Daylight on May 2 found the Yankee raiders approaching Big Sandy Creek, seven miles east of the Comite River ford. As sleeping soldiers jerked stiffly upright in their saddles, the scouts spotted 150 tents dotting the opposite bank. A quick charge by two companies of the 6th secured the camp. Most of the men were off in Mississippi looking for Grierson’s raiders; of the 40 who had remained to guard the crossing, all but one fell into Yankee hands. While the 6th stayed behind to destroy tents and equipment, Grierson pressed on with the 7th toward the Comite.

Captured officers told Grierson of the Confederate guard at Roberts’ Ford on the Comite. Yankee scouts confirmed the presence of an encampment amidst a cluster of trees on the river’s eastern bank. The Rebels seemed oblivious to the approach of Yankee cavalry. On the morning of May 2, at about 9 a.m., I was surprised by a body of the enemy, under command of Colonel Grierson, numbering upward of 1,000 men, wrote Captain B.F. Bryan, the Confederate commander at Roberts’ Ford. They made a dash and surrounded me on all sides before I was aware that they were other than our own troops, their advanced guard being dressed in citizens’ garb.

A dozen shots from Yankee carbines transformed the tranquil grove into a scene of chaos. In the confusion, Bryan escaped by hiding in the moss-draped branches of a nearby tree. Most of my men being on picket, and having only about 30 of them immediately in camp, he reported, there was no possible chance of my making a stand. Few of his soldiers escaped; he assessed his loss at 38 men, 38 horses, 2 mules, 37 pistols, 2,000 rounds of cartridges, and our cooking utensils.
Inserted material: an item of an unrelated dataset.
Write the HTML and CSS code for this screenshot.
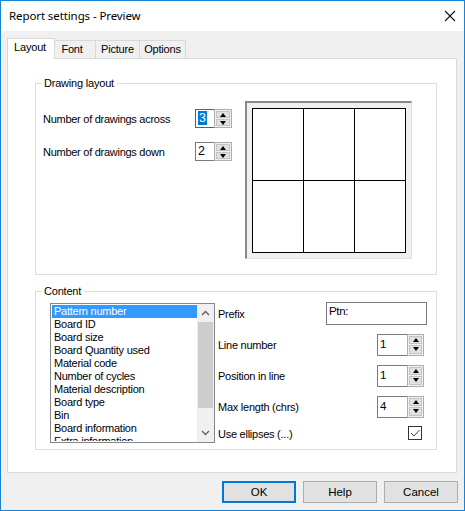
FILE: index.html
```html
<!DOCTYPE html>
<html>
<head>
<meta charset="utf-8">
<link rel="stylesheet" href="styles.css">
</head>
<body>
<div class="window">
  <div class="titlebar">
    <span class="title">Report settings - Preview</span>
    <svg class="close" width="12" height="12" viewBox="0 0 12 12"><path d="M1 1 L11 11 M11 1 L1 11" stroke="#111" stroke-width="1.1" fill="none"/></svg>
  </div>
  <div class="main">
    <div class="tabs">
      <div class="tab active">Layout</div>
      <div class="tab t-font">Font</div>
      <div class="tab t-pic">Picture</div>
      <div class="tab t-opt">Options</div>
    </div>
    <div class="panel">
      <div class="group g1">
        <span class="legend">Drawing layout</span>
        <div class="g1-left">
          <div class="row r1">
            <span class="lbl">Number of drawings across</span>
            <div class="spin small">
              <div class="spin-input focus"><span class="sel">3</span></div>
              <div class="spin-btns">
                <div class="sb"><span class="tri up"></span></div>
                <div class="sb"><span class="tri down"></span></div>
              </div>
            </div>
          </div>
          <div class="row r2">
            <span class="lbl">Number of drawings down</span>
            <div class="spin small">
              <div class="spin-input"><span class="val">2</span></div>
              <div class="spin-btns">
                <div class="sb"><span class="tri up"></span></div>
                <div class="sb"><span class="tri down"></span></div>
              </div>
            </div>
          </div>
        </div>
        <div class="preview">
          <div class="grid">
            <div class="cell"></div><div class="cell"></div><div class="cell"></div>
            <div class="cell"></div><div class="cell"></div><div class="cell"></div>
          </div>
        </div>
      </div>
      <div class="group g2">
        <span class="legend">Content</span>
        <div class="listbox">
          <div class="items">
            <div class="item selected">Pattern number</div>
            <div class="item">Board ID</div>
            <div class="item">Board size</div>
            <div class="item">Board Quantity used</div>
            <div class="item">Material code</div>
            <div class="item">Number of cycles</div>
            <div class="item">Material description</div>
            <div class="item">Board type</div>
            <div class="item">Bin</div>
            <div class="item">Board information</div>
            <div class="item">Extra information</div>
          </div>
          <div class="scrollbar">
            <svg class="chev" width="15" height="16" viewBox="0 0 15 16"><path d="M4 10 L7.5 6.5 L11 10" stroke="#606060" stroke-width="1.3" fill="none"/></svg>
            <div class="thumb"></div>
            <svg class="chev" width="15" height="16" viewBox="0 0 15 16"><path d="M4 6 L7.5 9.5 L11 6" stroke="#606060" stroke-width="1.3" fill="none"/></svg>
          </div>
        </div>
        <div class="props">
          <div class="prow">
            <span class="plbl">Prefix</span>
            <div class="textbox">Ptn:</div>
          </div>
          <div class="prow">
            <span class="plbl">Line number</span>
            <div class="spin big">
              <div class="spin-input"><span class="val">1</span></div>
              <div class="spin-btns">
                <div class="sb"><span class="tri up"></span></div>
                <div class="sb"><span class="tri down"></span></div>
              </div>
            </div>
          </div>
          <div class="prow">
            <span class="plbl">Position in line</span>
            <div class="spin big">
              <div class="spin-input"><span class="val">1</span></div>
              <div class="spin-btns">
                <div class="sb"><span class="tri up"></span></div>
                <div class="sb"><span class="tri down"></span></div>
              </div>
            </div>
          </div>
          <div class="prow">
            <span class="plbl">Max length (chrs)</span>
            <div class="spin big">
              <div class="spin-input"><span class="val">4</span></div>
              <div class="spin-btns">
                <div class="sb"><span class="tri up"></span></div>
                <div class="sb"><span class="tri down"></span></div>
              </div>
            </div>
          </div>
          <div class="prow last">
            <span class="plbl">Use ellipses (...)</span>
            <div class="checkbox">
              <svg width="12" height="12" viewBox="0 0 12 12"><path d="M2 6 L5 9 L10.5 3" stroke="#444" stroke-width="1" fill="none"/></svg>
            </div>
          </div>
        </div>
      </div>
    </div>
    <div class="buttons">
      <div class="btn default">OK</div>
      <div class="btn">Help</div>
      <div class="btn">Cancel</div>
    </div>
  </div>
</div>
</body>
</html>
```
FILE: styles.css
```css
* { box-sizing: border-box; }
html, body { margin: 0; padding: 0; }
body {
  font-family: "Liberation Sans", Arial, sans-serif;
  font-size: 11px;
  color: #000;
}
.window {
  width: 465px;
  height: 511px;
  border: 1px solid #1883d7;
  background: #f0f0f0;
  overflow: hidden;
}
.titlebar {
  height: 30px;
  background: #fff;
  display: flex;
  align-items: center;
  justify-content: space-between;
  padding: 0 8px 0 8px;
}
.title {
  font-family: "Noto Sans", sans-serif;
  font-size: 11.5px;
  letter-spacing: -0.1px;
  margin-top: -1px;
}
.close { margin-right: 0; margin-top: -1px; }
.main {
  padding: 7px 7px 0 6px;
}
.tabs {
  display: flex;
  align-items: flex-end;
  height: 20px;
  position: relative;
  z-index: 1;
}
.tab {
  height: 18px;
  border-top: 1px solid #d9d9d9;
  border-right: 1px solid #d9d9d9;
  background: #f0f0f0;
  text-align: center;
  line-height: 17px;
  letter-spacing: -0.2px;
}
.tab.active {
  height: 21px;
  margin-bottom: -1px;
  width: 48px;
  border-left: 1px solid #d9d9d9;
  background: #fff;
  line-height: 17px;
  padding-right: 2px;
}
.t-font { width: 41px; padding-right: 6px; }
.t-pic { width: 44px; }
.t-opt { width: 46px; }
.panel {
  width: 450px;
  height: 415px;
  background: #fff;
  border: 1px solid #d9d9d9;
  padding: 24px 0 0 27px;
}
.group {
  position: relative;
  width: 402px;
  border: 1px solid #dcdcdc;
}
.legend {
  position: absolute;
  left: 6px;
  top: -8px;
  background: #fff;
  padding: 0 3px 0 2px;
  line-height: 14px;
  letter-spacing: -0.2px;
}
.g1 {
  height: 192px;
  display: flex;
}
.g1-left {
  padding: 25px 0 0 7px;
  width: 196px;
}
.row {
  display: flex;
  align-items: center;
  height: 19px;
}
.row.r2 { margin-top: 14px; }
.lbl {
  width: 152px;
  letter-spacing: -0.27px;
  padding-top: 1px;
}
.spin { display: flex; }
.spin.small { height: 19px; }
.spin.small .spin-input { width: 19px; }
.spin.small .spin-btns { width: 18px; }
.spin.big { height: 22px; }
.spin.big .spin-input { width: 30px; }
.spin.big .spin-btns { width: 17px; }
.spin-input {
  height: 100%;
  border: 1px solid #7a7a7a;
  border-right: none;
  background: #fff;
  padding: 1px 0 0 2px;
}
.spin-input.focus { border-color: #0078d7; }
.small .spin-input { font-size: 12.5px; line-height: 14px; }
.big .spin-input { font-size: 11.5px; line-height: 14px; padding-top: 2px; }
.sel {
  display: inline-block;
  background: #0078d7;
  color: #fff;
  padding: 0 1px;
  line-height: 14px;
}
.spin-btns {
  height: 100%;
  border: 1px solid #adadad;
  display: flex;
  flex-direction: column;
  padding: 1px;
  gap: 1px;
  background: #f0f0f0;
}
.sb {
  flex: 1;
  background: #e1e1e1;
  border: 1px solid #c4c4c4;
  display: flex;
  align-items: center;
  justify-content: center;
}
.tri {
  width: 0;
  height: 0;
  border-left: 3.5px solid transparent;
  border-right: 3.5px solid transparent;
}
.tri.up { border-bottom: 4px solid #000; }
.tri.down { border-top: 4px solid #000; }
.preview {
  margin: 17px 0 0 13px;
  width: 167px;
  height: 158px;
  background: #f0f0f0;
  border-top: 2px solid #888;
  border-left: 2px solid #888;
  border-right: 1px solid #e3e3e3;
  border-bottom: 1px solid #e3e3e3;
  padding: 5px;
}
.grid {
  width: 154px;
  height: 145px;
  background: #000;
  padding: 1px;
  display: grid;
  grid-template-columns: 50px 50px 50px;
  grid-template-rows: 71px 71px;
  gap: 1px;
}
.cell { background: #fff; }
.g2 {
  margin-top: 16px;
  height: 159px;
  display: flex;
  align-items: flex-start;
}
.listbox {
  margin: 11px 0 0 14px;
  width: 165px;
  height: 140px;
  border: 1px solid #828790;
  display: flex;
  padding: 1px 0 1px 1px;
  background: #fff;
}
.items {
  flex: 1;
  overflow: hidden;
}
.item {
  height: 13px;
  line-height: 13px;
  padding-left: 2px;
  white-space: nowrap;
  letter-spacing: -0.25px;
}
.item.selected {
  background: #3399ff;
  color: #fff;
}
.scrollbar {
  width: 17px;
  margin-top: -1px;
  margin-bottom: -1px;
  background: #f0f0f0;
  display: flex;
  flex-direction: column;
  align-items: center;
}
.chev { display: block; flex: none; margin-top: 1px; }
.thumb {
  width: 15px;
  height: 86px;
  background: #cdcdcd;
  margin-top: 1px;
  margin-bottom: auto;
}
.scrollbar .chev:last-child { margin-bottom: 1px; }
.props {
  margin: 10px 0 0 3px;
  width: 209px;
}
.prow {
  display: flex;
  align-items: center;
  justify-content: space-between;
  height: 23px;
  margin-bottom: 8px;
}
.prow.last { height: 14px; margin-top: 1px; }
.plbl { letter-spacing: -0.25px; padding-top: 1px; }
.textbox {
  width: 101px;
  height: 23px;
  border: 1px solid #7a7a7a;
  padding: 1px 0 0 2px;
  font-size: 11.5px;
  line-height: 14px;
  letter-spacing: -0.3px;
}
.prow .spin { margin-right: 3px; }
.checkbox {
  width: 14px;
  height: 14px;
  border: 1px solid #333;
  margin-right: 5px;
  background: #fff;
}
.checkbox svg { display: block; }
.buttons {
  display: flex;
  justify-content: flex-end;
  gap: 7px;
  margin-top: 8px;
  margin-right: -1px;
}
.btn {
  width: 74px;
  height: 22px;
  background: #e1e1e1;
  border: 1px solid #adadad;
  text-align: center;
  line-height: 20px;
  font-size: 11.5px;
}
.btn.default {
  border: 2px solid #0078d7;
  line-height: 18px;
}
```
The Yankee raiders forded the swollen Comite half a mile upstream, and Grierson ordered them into bivouac four miles outside the Union lines at Baton Rouge. Sleep came easily to the exhausted troopers, but their commander, having come this far, felt he could hardly afford to relax his vigilance. After posting a guard, the former music teacher proceeded to a nearby house, where he astonished the occupants by sitting down and playing upon a piano which I found in the parlor, Grierson recalled. In that manner, I managed to stay awake, while my soldiers were enjoying themselves by relaxation, sleep, and quiet rest. A breathless orderly interrupted his recital with news of enemy skirmishers advancing from the direction of Baton Rouge. Confident that the enemy must be part of Major General Nathaniel Banks’s Federal command in that city, Grierson rose from his piano stool and rode out to meet his visitors.
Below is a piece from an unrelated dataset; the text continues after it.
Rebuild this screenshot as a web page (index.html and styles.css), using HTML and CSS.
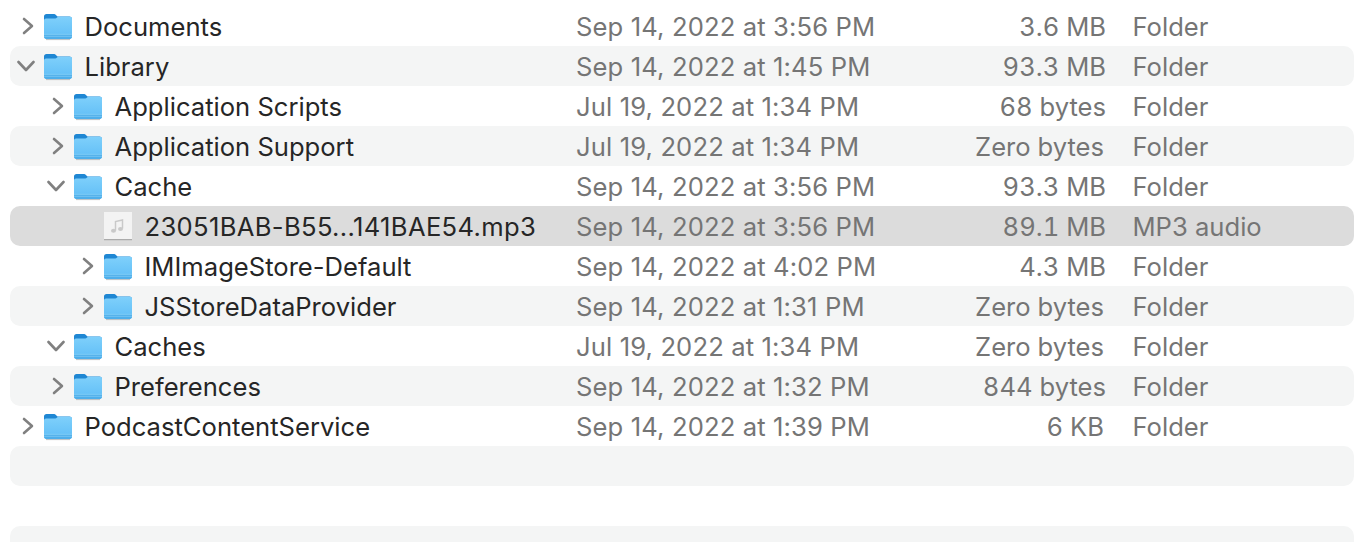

Dismounting and pulling a handkerchief from his pocket, the mud-spattered Grierson hailed Captain J. Franklin Godfrey and two companies of the Federal 1st Louisiana Cavalry. The raiders had reached Union-controlled territory.

At 3:00 p.m. on May 2, a cloud of dust rose over the Bayou Sara Road. Citizens and soldiers flocked to the streets of Baton Rouge, eager to catch the first view of the daring raiders. With sabers drawn, the dusty troopers of the 6th Illinois Cavalry rode four abreast through the crowd-lined avenues. Close behind, the four guns of Smith’s battery wobbled ludicrously on makeshift wheels that had been improvised to replace those broken during the expedition. A hundred or more morose prisoners trudged in the wake of the swaying artillery pieces and, behind them, 500 former slaves in every conceivable style of plantation dress and undress, each one mounted, and leading from two to three other horses, and many of them armed with shotguns and hunting rifles. Behind the contrabands (slaves who had fled from their owners to Union lines) lumbered a ragtag assortment of wheeled vehicles. Aboard were the sick and wounded, most suffering from painfully swollen legs caused by extended riding. Colonel Prince’s 7th Illinois, also in columns of fours and with drawn sabers, brought up the rear.